── STORED RECORDS
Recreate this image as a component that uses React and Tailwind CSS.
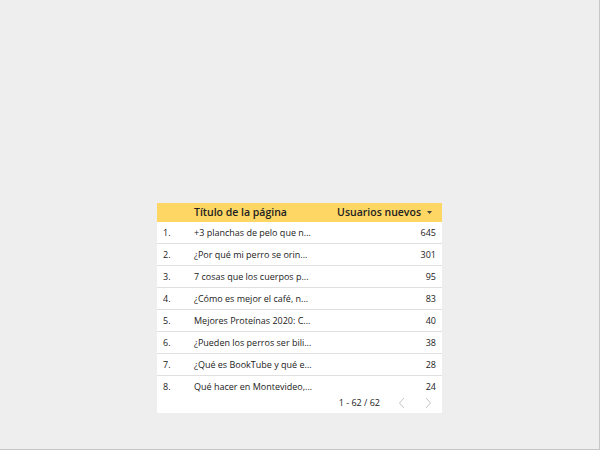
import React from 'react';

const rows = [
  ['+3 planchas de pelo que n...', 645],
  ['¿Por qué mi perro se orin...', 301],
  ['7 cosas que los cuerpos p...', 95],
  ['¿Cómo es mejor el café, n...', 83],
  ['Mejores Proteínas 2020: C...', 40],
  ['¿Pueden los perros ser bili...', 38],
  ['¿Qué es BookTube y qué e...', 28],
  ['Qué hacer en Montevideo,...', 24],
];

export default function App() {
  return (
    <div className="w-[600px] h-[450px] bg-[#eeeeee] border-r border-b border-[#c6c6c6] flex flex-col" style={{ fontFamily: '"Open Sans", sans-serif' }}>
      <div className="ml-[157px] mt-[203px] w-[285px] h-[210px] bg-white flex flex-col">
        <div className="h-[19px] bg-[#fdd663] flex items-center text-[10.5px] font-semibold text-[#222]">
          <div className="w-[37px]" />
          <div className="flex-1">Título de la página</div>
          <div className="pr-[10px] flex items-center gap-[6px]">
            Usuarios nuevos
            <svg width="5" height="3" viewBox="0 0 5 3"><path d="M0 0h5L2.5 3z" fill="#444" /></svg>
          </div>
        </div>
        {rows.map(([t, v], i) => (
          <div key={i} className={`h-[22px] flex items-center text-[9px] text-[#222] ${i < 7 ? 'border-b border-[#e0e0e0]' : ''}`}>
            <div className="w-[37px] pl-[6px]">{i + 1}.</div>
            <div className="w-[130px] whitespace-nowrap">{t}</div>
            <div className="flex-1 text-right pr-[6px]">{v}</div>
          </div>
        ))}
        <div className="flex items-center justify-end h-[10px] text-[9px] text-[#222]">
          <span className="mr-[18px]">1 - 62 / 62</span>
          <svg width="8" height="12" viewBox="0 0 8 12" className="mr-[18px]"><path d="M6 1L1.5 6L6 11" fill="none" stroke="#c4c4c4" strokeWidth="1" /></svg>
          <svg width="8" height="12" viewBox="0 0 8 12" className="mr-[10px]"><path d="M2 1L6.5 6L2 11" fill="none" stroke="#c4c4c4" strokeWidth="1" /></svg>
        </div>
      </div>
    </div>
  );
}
────
── STORED RECORDS
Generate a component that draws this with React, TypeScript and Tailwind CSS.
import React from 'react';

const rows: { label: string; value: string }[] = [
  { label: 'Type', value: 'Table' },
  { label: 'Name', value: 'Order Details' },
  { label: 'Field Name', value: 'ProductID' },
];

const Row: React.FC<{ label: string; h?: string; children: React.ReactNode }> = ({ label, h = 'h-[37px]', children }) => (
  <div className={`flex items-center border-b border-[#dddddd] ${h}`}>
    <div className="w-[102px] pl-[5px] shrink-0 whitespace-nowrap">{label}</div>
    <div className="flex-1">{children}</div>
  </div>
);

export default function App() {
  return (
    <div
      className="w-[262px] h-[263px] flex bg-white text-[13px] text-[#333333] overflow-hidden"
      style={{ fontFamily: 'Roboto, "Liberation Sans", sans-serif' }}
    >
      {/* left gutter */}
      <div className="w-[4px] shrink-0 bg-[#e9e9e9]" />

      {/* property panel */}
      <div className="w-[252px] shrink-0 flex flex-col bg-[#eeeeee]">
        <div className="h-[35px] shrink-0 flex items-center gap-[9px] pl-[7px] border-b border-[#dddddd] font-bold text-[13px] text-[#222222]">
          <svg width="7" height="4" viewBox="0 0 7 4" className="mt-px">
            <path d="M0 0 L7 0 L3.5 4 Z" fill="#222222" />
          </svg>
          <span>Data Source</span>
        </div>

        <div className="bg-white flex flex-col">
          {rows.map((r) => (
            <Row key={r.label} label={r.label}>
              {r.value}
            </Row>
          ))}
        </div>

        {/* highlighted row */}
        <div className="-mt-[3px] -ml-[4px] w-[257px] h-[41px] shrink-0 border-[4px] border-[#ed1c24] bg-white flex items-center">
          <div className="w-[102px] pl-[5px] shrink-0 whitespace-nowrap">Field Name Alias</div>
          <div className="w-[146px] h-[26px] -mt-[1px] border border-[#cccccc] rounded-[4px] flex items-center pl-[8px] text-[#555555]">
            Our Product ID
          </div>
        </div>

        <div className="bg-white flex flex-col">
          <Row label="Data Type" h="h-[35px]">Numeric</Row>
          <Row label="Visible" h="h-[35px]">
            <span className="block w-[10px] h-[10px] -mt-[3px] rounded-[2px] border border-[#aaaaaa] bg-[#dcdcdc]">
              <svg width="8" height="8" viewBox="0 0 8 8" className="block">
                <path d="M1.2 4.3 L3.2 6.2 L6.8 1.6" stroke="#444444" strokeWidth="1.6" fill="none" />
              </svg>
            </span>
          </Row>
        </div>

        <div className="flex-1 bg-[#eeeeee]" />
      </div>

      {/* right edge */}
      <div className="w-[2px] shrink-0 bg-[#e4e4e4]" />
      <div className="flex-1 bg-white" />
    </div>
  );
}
────
DIRECTIONS FOR THIS TASK: Isolate the lines that hold the word "React" and copy all of them.

TASK ANSWER:
Recreate this image as a component that uses React and Tailwind CSS.
import React from 'react';
Generate a component that draws this with React, TypeScript and Tailwind CSS.
import React from 'react';
const Row: React.FC<{ label: string; h?: string; children: React.ReactNode }> = ({ label, h = 'h-[37px]', children }) => (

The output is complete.